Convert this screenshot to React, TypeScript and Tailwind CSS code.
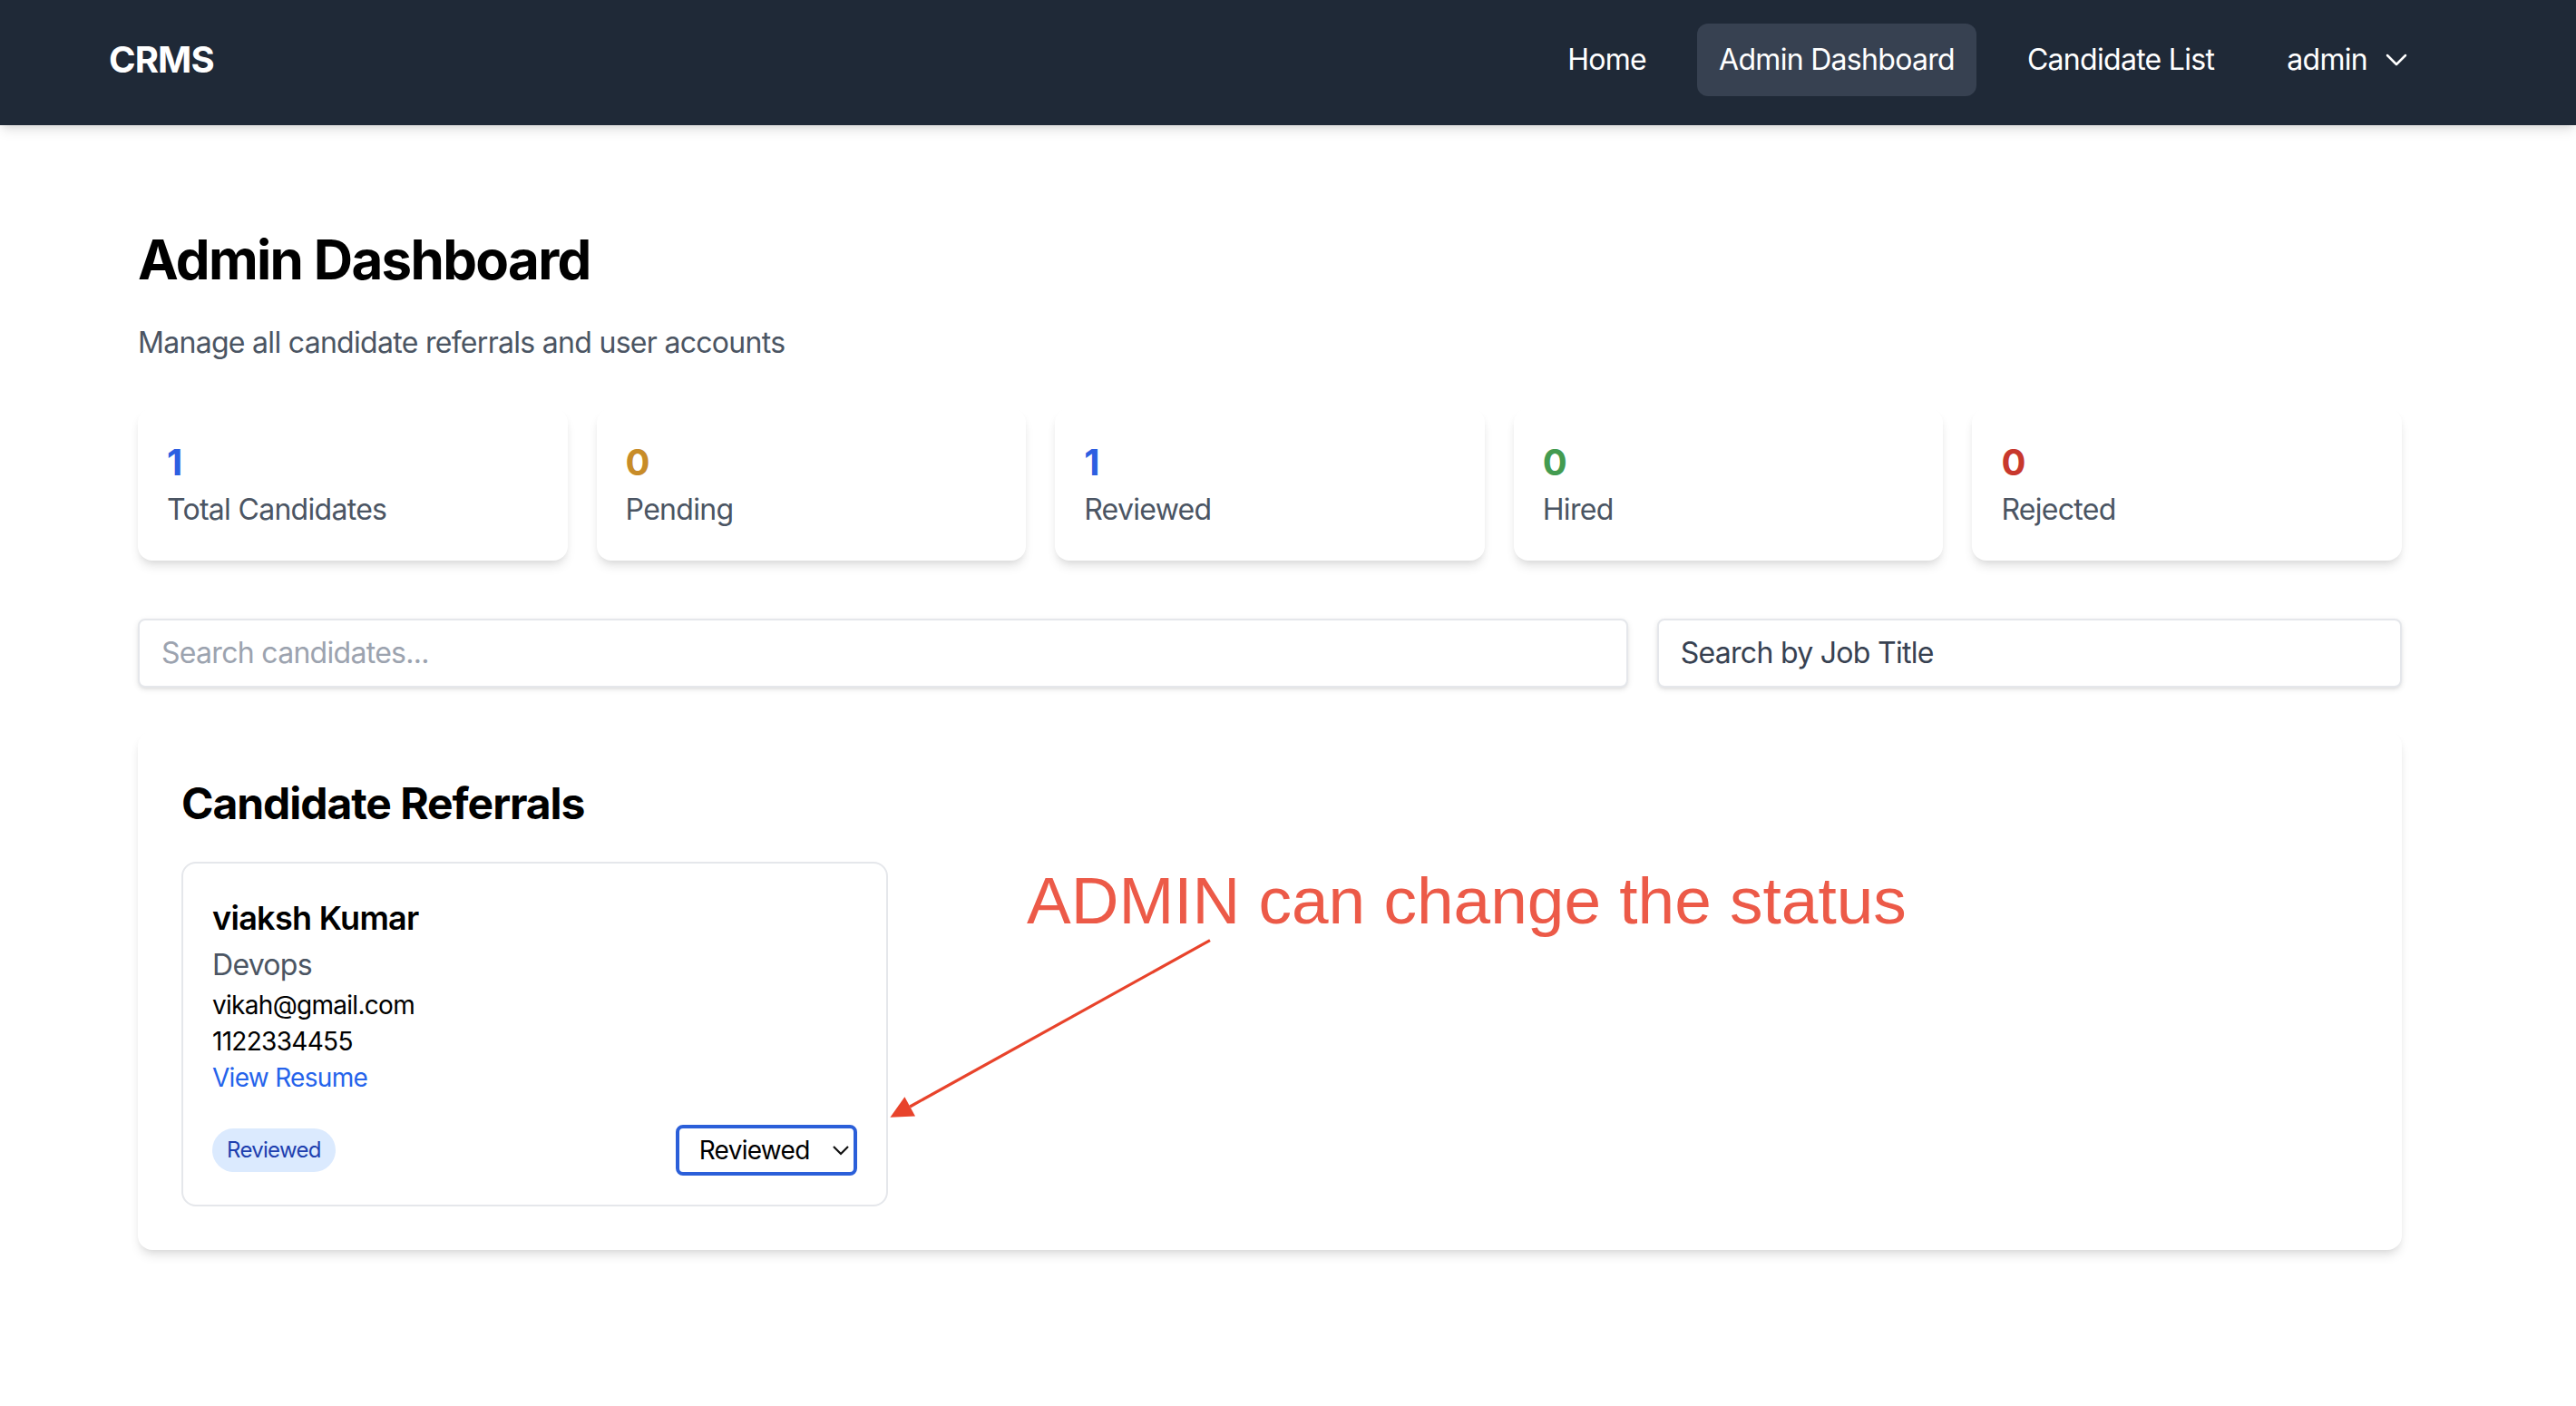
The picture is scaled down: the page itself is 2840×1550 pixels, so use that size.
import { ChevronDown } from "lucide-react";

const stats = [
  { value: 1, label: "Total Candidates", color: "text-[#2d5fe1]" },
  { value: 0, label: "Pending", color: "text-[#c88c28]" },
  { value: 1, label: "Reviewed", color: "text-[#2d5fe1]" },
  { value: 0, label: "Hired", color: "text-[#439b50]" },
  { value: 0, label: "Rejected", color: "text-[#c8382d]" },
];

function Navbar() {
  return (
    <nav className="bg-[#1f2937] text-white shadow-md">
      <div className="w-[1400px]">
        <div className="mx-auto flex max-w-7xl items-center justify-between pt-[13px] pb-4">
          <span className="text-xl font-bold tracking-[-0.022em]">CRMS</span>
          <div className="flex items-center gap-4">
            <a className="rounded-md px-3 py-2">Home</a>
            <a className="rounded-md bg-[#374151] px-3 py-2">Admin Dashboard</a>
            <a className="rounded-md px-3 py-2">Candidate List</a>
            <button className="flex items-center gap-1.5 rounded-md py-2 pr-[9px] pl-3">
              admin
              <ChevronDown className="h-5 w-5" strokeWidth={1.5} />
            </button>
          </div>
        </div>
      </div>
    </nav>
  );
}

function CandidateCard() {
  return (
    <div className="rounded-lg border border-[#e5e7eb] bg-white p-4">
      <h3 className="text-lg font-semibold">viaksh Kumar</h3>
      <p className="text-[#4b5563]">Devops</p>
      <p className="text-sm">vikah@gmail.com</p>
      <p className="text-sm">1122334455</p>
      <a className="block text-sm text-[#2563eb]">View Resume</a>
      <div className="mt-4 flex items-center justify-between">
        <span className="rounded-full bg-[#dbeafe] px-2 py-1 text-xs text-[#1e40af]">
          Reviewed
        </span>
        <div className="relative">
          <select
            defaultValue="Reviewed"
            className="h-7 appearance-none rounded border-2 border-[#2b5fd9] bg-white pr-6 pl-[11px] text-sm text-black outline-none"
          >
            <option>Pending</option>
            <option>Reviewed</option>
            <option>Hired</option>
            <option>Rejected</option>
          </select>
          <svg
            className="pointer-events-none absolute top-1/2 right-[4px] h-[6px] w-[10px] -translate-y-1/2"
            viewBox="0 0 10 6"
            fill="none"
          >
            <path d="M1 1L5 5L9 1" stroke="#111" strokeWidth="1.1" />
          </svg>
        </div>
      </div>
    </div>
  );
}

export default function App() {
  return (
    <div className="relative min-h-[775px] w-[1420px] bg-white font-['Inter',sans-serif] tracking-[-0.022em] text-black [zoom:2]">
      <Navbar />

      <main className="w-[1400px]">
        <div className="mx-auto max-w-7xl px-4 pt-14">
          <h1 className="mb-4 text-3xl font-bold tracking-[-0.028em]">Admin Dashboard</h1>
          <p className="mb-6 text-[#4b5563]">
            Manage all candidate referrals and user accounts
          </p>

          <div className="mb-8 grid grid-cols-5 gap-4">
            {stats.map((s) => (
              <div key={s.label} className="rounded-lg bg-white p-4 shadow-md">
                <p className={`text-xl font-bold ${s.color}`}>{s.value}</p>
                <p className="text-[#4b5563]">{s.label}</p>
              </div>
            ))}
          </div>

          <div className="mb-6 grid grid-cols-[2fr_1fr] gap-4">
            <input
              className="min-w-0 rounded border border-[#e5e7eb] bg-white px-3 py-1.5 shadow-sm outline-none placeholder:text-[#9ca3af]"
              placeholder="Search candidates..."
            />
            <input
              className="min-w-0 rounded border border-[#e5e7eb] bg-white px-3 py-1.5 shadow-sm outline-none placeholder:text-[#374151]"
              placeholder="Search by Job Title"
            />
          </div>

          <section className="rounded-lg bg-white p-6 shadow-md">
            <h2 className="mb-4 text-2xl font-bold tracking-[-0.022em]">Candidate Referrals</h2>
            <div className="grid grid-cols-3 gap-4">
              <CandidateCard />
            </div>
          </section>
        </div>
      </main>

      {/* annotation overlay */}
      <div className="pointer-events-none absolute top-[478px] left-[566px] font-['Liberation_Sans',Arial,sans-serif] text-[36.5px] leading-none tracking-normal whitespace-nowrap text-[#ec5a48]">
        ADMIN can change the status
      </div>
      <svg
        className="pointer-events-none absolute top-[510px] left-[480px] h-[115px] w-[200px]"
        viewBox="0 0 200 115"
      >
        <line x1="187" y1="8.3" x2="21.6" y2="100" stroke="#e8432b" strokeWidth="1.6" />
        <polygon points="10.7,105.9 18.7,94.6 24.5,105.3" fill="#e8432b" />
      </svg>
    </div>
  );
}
---*---
Except for the pictures, give all the material above again verbatim.

* Worked solution *
Convert this screenshot to React, TypeScript and Tailwind CSS code.
The picture is scaled down: the page itself is 2840×1550 pixels, so use that size.
import { ChevronDown } from "lucide-react";

const stats = [
  { value: 1, label: "Total Candidates", color: "text-[#2d5fe1]" },
  { value: 0, label: "Pending", color: "text-[#c88c28]" },
  { value: 1, label: "Reviewed", color: "text-[#2d5fe1]" },
  { value: 0, label: "Hired", color: "text-[#439b50]" },
  { value: 0, label: "Rejected", color: "text-[#c8382d]" },
];

function Navbar() {
  return (
    <nav className="bg-[#1f2937] text-white shadow-md">
      <div className="w-[1400px]">
        <div className="mx-auto flex max-w-7xl items-center justify-between pt-[13px] pb-4">
          <span className="text-xl font-bold tracking-[-0.022em]">CRMS</span>
          <div className="flex items-center gap-4">
            <a className="rounded-md px-3 py-2">Home</a>
            <a className="rounded-md bg-[#374151] px-3 py-2">Admin Dashboard</a>
            <a className="rounded-md px-3 py-2">Candidate List</a>
            <button className="flex items-center gap-1.5 rounded-md py-2 pr-[9px] pl-3">
              admin
              <ChevronDown className="h-5 w-5" strokeWidth={1.5} />
            </button>
          </div>
        </div>
      </div>
    </nav>
  );
}

function CandidateCard() {
  return (
    <div className="rounded-lg border border-[#e5e7eb] bg-white p-4">
      <h3 className="text-lg font-semibold">viaksh Kumar</h3>
      <p className="text-[#4b5563]">Devops</p>
      <p className="text-sm">vikah@gmail.com</p>
      <p className="text-sm">1122334455</p>
      <a className="block text-sm text-[#2563eb]">View Resume</a>
      <div className="mt-4 flex items-center justify-between">
        <span className="rounded-full bg-[#dbeafe] px-2 py-1 text-xs text-[#1e40af]">
          Reviewed
        </span>
        <div className="relative">
          <select
            defaultValue="Reviewed"
            className="h-7 appearance-none rounded border-2 border-[#2b5fd9] bg-white pr-6 pl-[11px] text-sm text-black outline-none"
          >
            <option>Pending</option>
            <option>Reviewed</option>
            <option>Hired</option>
            <option>Rejected</option>
          </select>
          <svg
            className="pointer-events-none absolute top-1/2 right-[4px] h-[6px] w-[10px] -translate-y-1/2"
            viewBox="0 0 10 6"
            fill="none"
          >
            <path d="M1 1L5 5L9 1" stroke="#111" strokeWidth="1.1" />
          </svg>
        </div>
      </div>
    </div>
  );
}

export default function App() {
  return (
    <div className="relative min-h-[775px] w-[1420px] bg-white font-['Inter',sans-serif] tracking-[-0.022em] text-black [zoom:2]">
      <Navbar />

      <main className="w-[1400px]">
        <div className="mx-auto max-w-7xl px-4 pt-14">
          <h1 className="mb-4 text-3xl font-bold tracking-[-0.028em]">Admin Dashboard</h1>
          <p className="mb-6 text-[#4b5563]">
            Manage all candidate referrals and user accounts
          </p>

          <div className="mb-8 grid grid-cols-5 gap-4">
            {stats.map((s) => (
              <div key={s.label} className="rounded-lg bg-white p-4 shadow-md">
                <p className={`text-xl font-bold ${s.color}`}>{s.value}</p>
                <p className="text-[#4b5563]">{s.label}</p>
              </div>
            ))}
          </div>

          <div className="mb-6 grid grid-cols-[2fr_1fr] gap-4">
            <input
              className="min-w-0 rounded border border-[#e5e7eb] bg-white px-3 py-1.5 shadow-sm outline-none placeholder:text-[#9ca3af]"
              placeholder="Search candidates..."
            />
            <input
              className="min-w-0 rounded border border-[#e5e7eb] bg-white px-3 py-1.5 shadow-sm outline-none placeholder:text-[#374151]"
              placeholder="Search by Job Title"
            />
          </div>

          <section className="rounded-lg bg-white p-6 shadow-md">
            <h2 className="mb-4 text-2xl font-bold tracking-[-0.022em]">Candidate Referrals</h2>
            <div className="grid grid-cols-3 gap-4">
              <CandidateCard />
            </div>
          </section>
        </div>
      </main>

      {/* annotation overlay */}
      <div className="pointer-events-none absolute top-[478px] left-[566px] font-['Liberation_Sans',Arial,sans-serif] text-[36.5px] leading-none tracking-normal whitespace-nowrap text-[#ec5a48]">
        ADMIN can change the status
      </div>
      <svg
        className="pointer-events-none absolute top-[510px] left-[480px] h-[115px] w-[200px]"
        viewBox="0 0 200 115"
      >
        <line x1="187" y1="8.3" x2="21.6" y2="100" stroke="#e8432b" strokeWidth="1.6" />
        <polygon points="10.7,105.9 18.7,94.6 24.5,105.3" fill="#e8432b" />
      </svg>
    </div>
  );
}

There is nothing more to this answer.